Mike looked at Mercer. “I don’t think so. Not yet. I’m not looking to fuel her up with information. I want to see what she gives us.”

Mercer nodded in agreement.

“Maybe this is what old Phinneas Baylor meant about Trish. About saying she should dig for the bones in her own backyard. Maybe these are the bones he meant.”

“You have anything to hit her with?”

Mike wiped his hands on his chinos and reached for papers on the desk. “From the phone company. Our boy Brendan finally called his sister after his shooting spree on Tuesday. Here’s the incoming right here on the dump of her phone.”

“What’s that worth?” I asked. “From a booth? From what location?”

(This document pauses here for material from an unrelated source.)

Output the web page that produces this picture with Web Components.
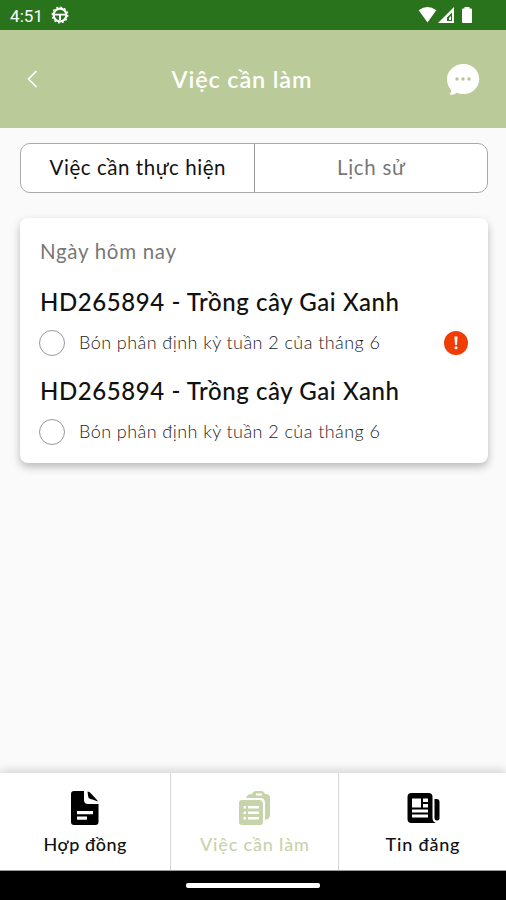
<!DOCTYPE html>
<html lang="vi">
<head>
<meta charset="utf-8">
<title>Việc cần làm</title>
<style>
html,body{margin:0;height:100%}
body{font-family:Lato,"Open Sans",sans-serif;background:#fafafa;overflow:hidden}
</style>
</head>
<body>
<todo-app></todo-app>
<script>
const define = (name, html) => customElements.define(name, class extends HTMLElement {
  constructor() {
    super();
    const attrs = {};
    for (const a of this.attributes) attrs[a.name] = a.value;
    this.attachShadow({mode: 'open'}).innerHTML = typeof html === 'function' ? html(attrs) : html;
  }
});

customElements.define('fit-text', class extends HTMLElement {
  connectedCallback() {
    if (this.shadowRoot) return;
    this.attachShadow({mode: 'open'}).innerHTML = `<style>
      :host{display:inline-block;white-space:nowrap;line-height:1.2}
      span{display:inline-block}
    </style><span><slot></slot></span>`;
    const target = +this.getAttribute('w');
    const n = [...this.textContent].length;
    const now = this.shadowRoot.querySelector('span').getBoundingClientRect().width;
    this.style.letterSpacing = (target - now) / (n - 1) + 'px';
    this.style.marginRight = -(target - now) / (n - 1) + 'px';
  }
});

define('status-bar', `<style>
:host{display:flex;box-sizing:border-box;height:30px;background:#28731b;color:#fff;align-items:center;padding:0 32px 0 10px}
fit-text{font:400 17px/20px Roboto,sans-serif;padding-top:2px}
.gear{margin-left:8px}.right{margin-left:auto}
svg{display:block}
</style>
<fit-text w="33">4:51</fit-text>
<svg class="gear" width="18" height="18" viewBox="0 0 18 18" fill="none" stroke="#fff"><circle cx="9" cy="9" r="6.400" stroke-width="2.200"/><circle cx="9" cy="9" r="7.800" stroke-width="1.300" stroke-dasharray="2 2.080"/><path d="M3 8.600h12M9 9v5" stroke-width="1.900"/></svg>
<svg class="right" width="56" height="18" viewBox="0 0 56 18" fill="#fff"><path d="M.7 4.200Q9.500-2 18.300 4.200L9.500 16.400Z"/><path fill-rule="evenodd" d="M20 17 36 1v16ZM29 15h5V6.500l-5 5Z"/><path d="M31 14v-2l2-2v4z"/><path d="M46.500 1h5v1.500H53q1 0 1 1V16q0 1-1 1h-8q-1 0-1-1V3.500q0-1 1-1h1.500z"/></svg>`);

define('app-header', a => `<style>
:host{display:grid;grid-template-columns:60px 1fr 60px;box-sizing:border-box;height:98px;background:#bacb99;color:#fff;align-items:center;justify-items:center;padding:0 11px}
fit-text{font-size:23.500px;font-weight:600;margin-left:-23px}
svg{display:block}.back{justify-self:start;margin-left:14px}.chat{justify-self:end;margin-right:15px}
</style>
<svg class="back" width="14" height="22" viewBox="0 0 14 22" fill="none" stroke="#fff" stroke-width="1.700"><path d="m11.500 3-8 8 8 8"/></svg>
<fit-text w="140">${a.heading}</fit-text>
<svg class="chat" width="34" height="34" viewBox="0 0 34 34"><path fill="#fff" d="M17.500 2C26 2 33.200 8.300 33.200 17S26 32 17.500 32c-2.500 0-4.600-.5-6.600-1.500-1.500 1.800-3.700 2.300-6.400 2.200-.8 0-1-.9-.3-1.300 1-.7 1.400-2.300.7-3.500C2.500 25 1 21.500 1 17 1 8.300 9 2 17.500 2Z"/><g fill="#b6c596"><circle cx="11" cy="17" r="1.700"/><circle cx="17" cy="17" r="1.700"/><circle cx="23" cy="17" r="1.700"/></g></svg>`);

define('view-tabs', `<style>
:host{display:grid;grid-template-columns:233px 1fr;box-sizing:border-box;height:50px;border:1px solid #aaa;border-radius:10px;background:#fff;overflow:hidden}
div{display:flex;align-items:center;justify-content:center;font-size:20.500px;color:#111;padding-bottom:2px}
div+div{border-left:1px solid #999;color:#777}
</style><div><fit-text w="176">Việc cần thực hiện</fit-text></div><div><fit-text w="68">Lịch sử</fit-text></div>`);

define('task-card', `<style>
:host{display:block;box-sizing:border-box;height:245px;border-radius:8px;background:#fff;box-shadow:0 4px 9px rgba(0,0,0,.26);padding:19px 20px 0}
h2{margin:0;height:48px;font-weight:400;font-size:20.500px;line-height:28px;color:#777}
</style><h2><fit-text w="136">Ngày hôm nay</fit-text></h2><slot></slot>`);

define('task-item', a => `<style>
:host{display:block;height:89px}
h3{margin:0;height:35px;font-size:24px;font-weight:500;line-height:32px;color:#111;display:flex;align-items:center}
.row{display:flex;align-items:center;height:46px}
i{box-sizing:border-box;width:26px;height:26px;border:1px solid #999;border-radius:50%;margin:0 14px 0 -1px}
.row fit-text{font-size:18px;font-weight:300;color:#222}
svg{margin-left:auto}
</style><h3><fit-text w="359">${a.code}</fit-text></h3>
<div class="row"><i></i><fit-text w="301">${a.note}</fit-text>${'late' in a ? '<svg width="24" height="24" viewBox="0 0 24 24"><circle cx="12" cy="12" r="12" fill="#f03d05"/><path d="M10.500 5.500h3l-.5 8.500h-2z" fill="#fff"/><circle cx="12" cy="16.700" r="1.500" fill="#fff"/></svg>' : ''}</div>`);

define('nav-item', a => `<style>
:host{display:flex;flex-direction:column;align-items:center;box-sizing:border-box;padding-top:17px;font-size:18px;font-weight:500;color:#111}
:host([active]){color:#c7d3aa}
:host([divided]){border-left:1px solid #d6d6d6}
::slotted(svg){display:block;height:36px;width:36px}
fit-text{margin-top:8px}
</style><slot></slot><fit-text w="${a.w}">${a.label}</fit-text>`);

define('bottom-nav', `<style>
:host{display:grid;grid-template-columns:170px 168px 1fr;height:98px;background:#fff;box-shadow:0 -3px 9px rgba(0,0,0,.15);border-bottom:1px solid #999;box-sizing:border-box}
</style>
<nav-item label="Hợp đồng" w="83"><svg viewBox="0 0 36 36"><path fill="#000" fill-rule="evenodd" d="M7 1h10v9q0 4 4 4H31.500V32q0 3-3 3H7q-3 0-3-3V4q0-3 3-3ZM10 21v3.200h16V21Zm0 5.500v3.200h10v-3.200Z"/><path fill="#000" d="M20.500 1.500q2 0 3.500 2l6 6.500q.6.800.7 1.500-4-2-7-2.500-2.500-.5-2.500-2.500Z"/></svg></nav-item>
<nav-item active divided label="Việc cần làm" w="109"><svg viewBox="0 0 36 36"><path fill="#c7d3aa" fill-rule="evenodd" d="M9 8q1-4 6-4 1-3 4-3h5q3 0 4 3h1q4 0 4 4v17q0 4-5 5V13q0-5-5-5Zm10-4.500v2h6v-2Z"/><path fill="#c7d3aa" fill-rule="evenodd" d="M5 10h17q4 0 4 4v18q0 3-3 3H5q-3 0-3-3V13q0-3 3-3Zm1.500 6v2.500H9V16Zm4.500 0v2.500h11V16Zm-4.500 5.500V24H9v-2.500Zm4.500 0V24h11v-2.500ZM6.500 27v2.500H9V27Zm4.500 0v2.500h11V27Z"/></svg></nav-item>
<nav-item divided label="Tin đăng" w="74"><svg viewBox="0 0 36 36"><path fill="#000" fill-rule="evenodd" d="M6.500 3h17q4 0 4 4v21q0 4 3.500 5H6.500q-4 0-4-4V7q0-4 4-4ZM7 8.500v9h9v-9Zm11 0v3.500h5V8.500Zm0 5.500v3.500h5V14ZM7 19.500v3h16v-3Zm0 5v3h16v-3Z"/><path fill="#000" d="M29.500 9h2q3 0 3 3v16q0 2.500-2.500 2.500T29.500 28Z"/></svg></nav-item>`);

define('todo-app', `<style>
:host{display:flex;flex-direction:column;width:506px;height:900px;background:#fafafa}
main{flex:1;display:flex;flex-direction:column;gap:25px;padding:15px 18px 0 20px}
footer{height:29px;background:#000;display:flex;justify-content:center;align-items:center}
footer i{width:134px;height:5px;border-radius:2px;background:#fff}
</style>
<status-bar></status-bar><app-header heading="Việc cần làm"></app-header>
<main><view-tabs></view-tabs><task-card>
<task-item code="HD265894 - Trồng cây Gai Xanh" note="Bón phân định kỳ tuần 2 của tháng 6" late></task-item>
<task-item code="HD265894 - Trồng cây Gai Xanh" note="Bón phân định kỳ tuần 2 của tháng 6"></task-item>
</task-card></main><bottom-nav></bottom-nav><footer><i></i></footer>`);
</script>
</body>
</html>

“Not so lucky. He called from the cell phone of the guy he carjacked. Only used it once, best I can tell. May have thrown it away after that. But this clocks him in for four and a half minutes with his baby sister. We can start there.”

“Is Trish here?”

“Yeah. Across the hall in the captain’s office. Roast beef on rye with a root beer. I don’t think she’s eaten in a week. Two of the guys picked her up at home after Mercer called. Peterson wants a team sitting on her house full-time now in case Brendan makes a guest appearance.”

I waited for Mike to finish eating. Mercer left the room and came back with our vending-machine lunch. A choice of entrées — M&M’s, red licorice Twizzlers, or a Milky Way — and a soda for each of us.

“Kate Meade seals the deal. Very sentimental type. Saved an album with photographs of the wedding party and letters Amanda wrote on her honeymoon. There’s a snapshot of Amanda and Brendan at the Trevi Fountain, with a date stamp on the back. All in sequence with the rest of their travels. Get Brendan Quillian out of your brain, Ms. Cooper. He didn’t kill Rebecca Hassett.”

Mike rolled up his empty bag and tossed it in the garbage. “Why don’t you come with me, Mercer? Alex, you can watch through the one-way mirror. Better you don’t set Trish off, okay?”

“She’s all yours, Detective.”

I took my soda and went off into the room adjacent to the one they would use for the interview. A few minutes later, Mike opened the door for Trish Quillian, who looked nervously around the small, bare rectangular space before sitting down and resting her elbows on the table. She was wearing a black polyester track suit that zipped up the front and clung to her thin frame.